Published online by Cambridge University Press:  28 March 2006

S. C. R. Dennis
Affiliation:
University of Sheffield
J. Dunwoody
Affiliation:
National Physical Laboratory

Abstract

Numerical methods are used to investigate the steady two-dimensional motion of a viscous incompressible fluid past a flat plate of finite breadth at zero incidence to a uniform stream. Before application of numerical techniques, the governing partial differential equations for the stream function and vorticity are reduced to ordinary differential equations by an adaptation of methods normally used to solve Oseen's linearized equations. The complete range of the Reynolds number R is considered, from indefinitely small to indefinitely large. All the results are intended to represent solutions of the full Navier-Stokes equations of motion, although in practice approximations are inevitable. These are mainly brought about by the necessity of limiting the size of the calculations.

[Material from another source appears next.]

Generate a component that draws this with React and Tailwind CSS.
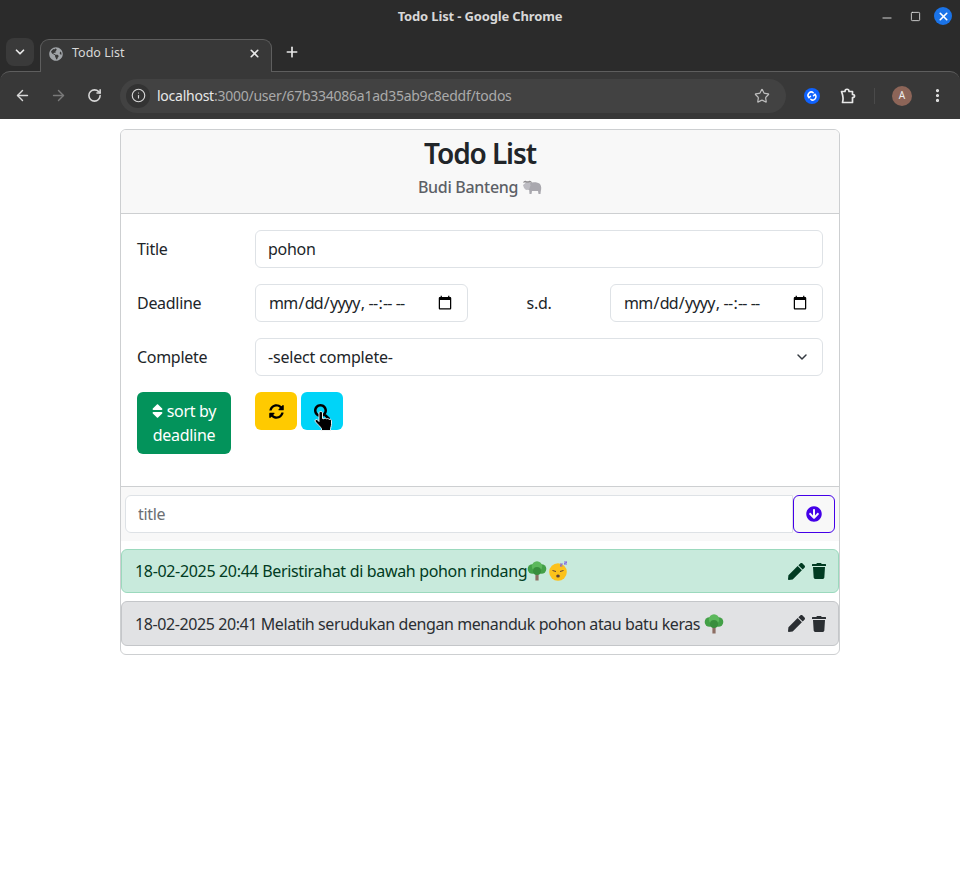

At the lower end of the Reynolds-number range, the calculated frictional drag coefficient agrees well with the results of Tomotika & Aoi (1953) based on Oseen's equations. At intermediate and higher Reynolds numbers there is good agreement with the experimental results of Janour (1951) and with the improvement of the Blasius solution given by Kuo (1953). Finally a limiting solution is obtained as R → ∞. This shows that the drag coefficient is proportional to R−½, in accordance with boundary-layer theory. The actual calculated value of the coefficient is about 4% higher than the Blasius value.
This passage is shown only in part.